A l’échelle de notre rédaction, et plus généralement à l’échelle de la presse culturelle francophone, Jeff Rosenstock n’est pas un oublié de 2023. C’est un oublié tout court. Pourtant, de l’autre côté de la grande mare, le musicien new-yorkais régale les amateurs de musique à guitares depuis une trentaine d’années : d’abord avec les Arrogant Sons of Bitches et Bomb the Music Industry!, et depuis une dizaine d’année à travers une carrière en solo remarquable, qui est l’occasion pour lui de balancer des albums avec une régularité qui n’a d’égal que la qualité de ceux-ci. Et que vous commenciez par Worry., POST- ou ce HELLMODE, vous ne serez jamais perdu si, comme lui, vous avez fait votre écolage au son de Weezer, Green Day ou Neutral Milk Hotel. Bien sûr, les artistes qui se revendiquent de ces trois influences sont plus nombreux que les fans de Manu Chao dans une ZAD, mais peu le font avec une énergie aussi communicative et un talent aussi évident que Jeff Rosenstock. Et peu importe si ce nouvel album est le premier qui a été enregistré dans un « vrai » studio en la présence de Jack Shirley (producteur historique de Deafheaven), plus de moyens ne signifie pas moins de plaisir - pour lui comme pour nous.
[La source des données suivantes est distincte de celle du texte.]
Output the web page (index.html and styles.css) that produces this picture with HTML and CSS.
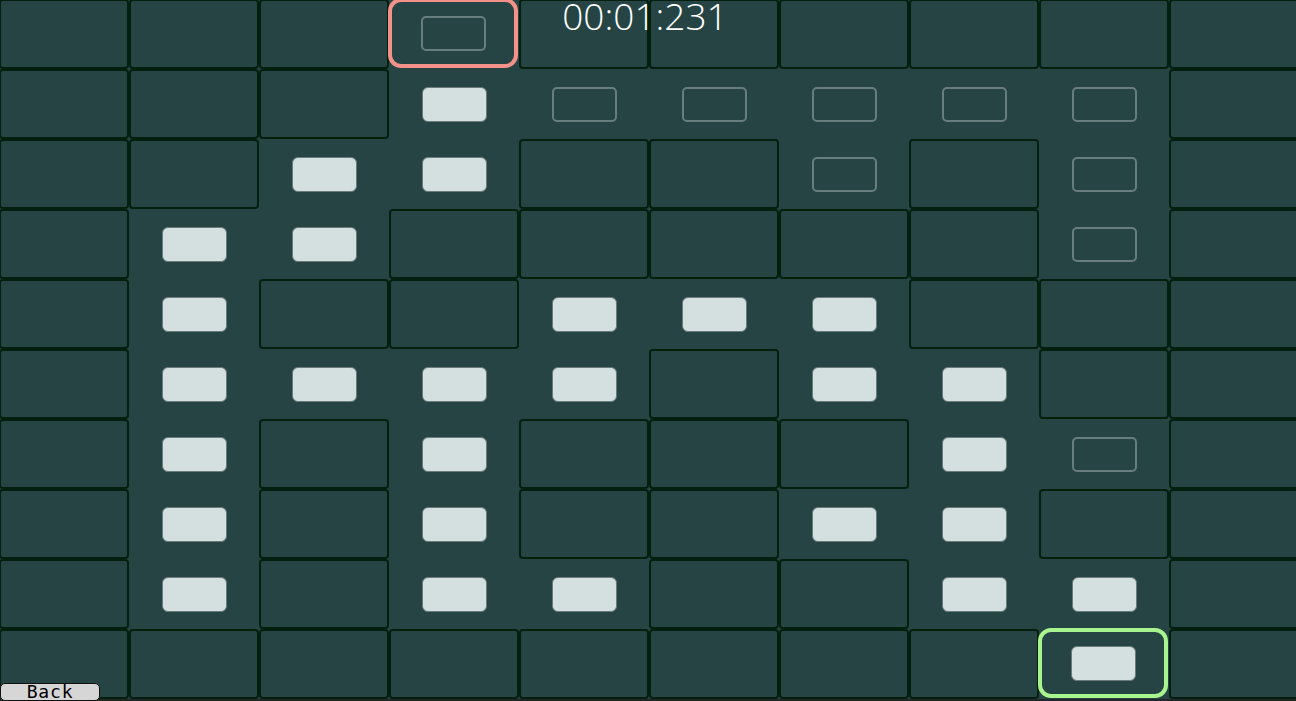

Et si c’était lui le secret le mieux gardé de l’indie américain ? Pourtant, avec des titres comme « LIKE U BETTER » ou « DOUBT », on peine toujours à expliquer son inexistence dans nos quotidiens d’Européens gâtés.

DJ Muggs

Soul Assassins vol.3

The Alchemist n’est pas vraiment un inconnu. Mais on a le sentiment que depuis une paire d’années, le producteur californien bénéficie enfin d’une exposition et d’une reconnaissance conformes à sa contribution - colossale - au panthéon du hip hop US; et ce ne sont pas ses albums pour Larry June ou Earl Sweatshirt en 2023 qui nous permettront d’affirmer le contraire. On souhaite désormais qu’un autre grand beatmaker de sa génération ait lui aussi droit aux honneurs dus à son rang. Ce producteur, c’est DJ Muggs; lui qui dans les années 90 et 2000 s’est fait un nom et une signature sonore au sein de Cypress Hill, avant de rapidement s’épanouir dans des projets collaboratifs (comment oublier son Chessmasters avec le GZA), ou à travers des compilations de son collectif Soul Assassins, dont la dernière en date est sortie en plein mois d’août. Pourtant, ce n’est pas faute de convier une belle brochette de rappeurs incarnant la longévité et la crédibilité de Muggs dans le double H; et qu’il s’agisse de la vielle garde (CeeLo Green, Skick Rick, Scarface) comme de la nouvelle école (Boldy James, Westside Gunn, CRIMEAPPLE) personne ici ne donne dans la rime pauvre ou la demi-mesure. Cela tient en grande partie à la qualité exceptionnelle des productions façonnées par un DJ Muggs qui semble décidément éternel. Toujours empreintes de ce psychédélisme sombre, poisseux parfois, elles sont pensées pour amener ceux qui s’y frottent vers des territoires où l’introspection côtoie la paranoïa, où le bad trip pourrait à tout moment venir perturber l’état de grâce cotonneuse dans laquelle nous plongent à peu près toutes les pistes d’un album qui mérite bien plus que votre indifférence polie.

The Waeve

The Waeve

Avant de signer le grand retour de Blur, Graham Coxon s’est permis de convier la chanteuse britannique Rose Elinor Dougall (The Pipettes) pour un énième side project qui s’inspire largement du kraut rock de Can. Le duo fonctionne à merveille, malgré une tendance à parfois pomper un peu trop du côté du Velvet Underground & Nico ou de Nancy Sinatra donnant la réplique à Lee Hazlewood. Sans révolutionner les codes du genre, l’album se révèle d’excellente facture, avec notamment un single « Can I Call You » absolument irrésistible. Un disque parfaitement oubliable, mais sur lequel on reviendra dans quelques années en saluant les épisodes de bravoure.

Maruja

Knocknarea

On commence à en avoir entendu, des jeunes groupes anglais de post-punk. Et cela n'est pas un hasard que la scène continue de cracher des formations par dizaine quand on se penche sur la qualité des meilleures d'entre elles. La dernière en date est Maruja. De toutes ces juvéniles formations, elle est celle qui utilise le saxophone non pas comme un accessoire servant à les différencier de n'importe quel autre groupe aimant un peu trop Wire, mais comme véritable force motrice de leur proposition musicale. Ce saxophone propulse littéralement "Blind Spot" avec une folie qui mélange atmosphère post-rock, angularité post-hardcore, et une frénésie appelant les plus John Zornesque, sans pour autant perdre de cette cohérence qui arrive à marier l'élégance du jazz avec la virulence du punk. On sait qu'on s'excite beaucoup sur cette scène anglaise, mais elle nous prouve une fois de plus pourquoi on ne peut s'empêcher d'y revenir.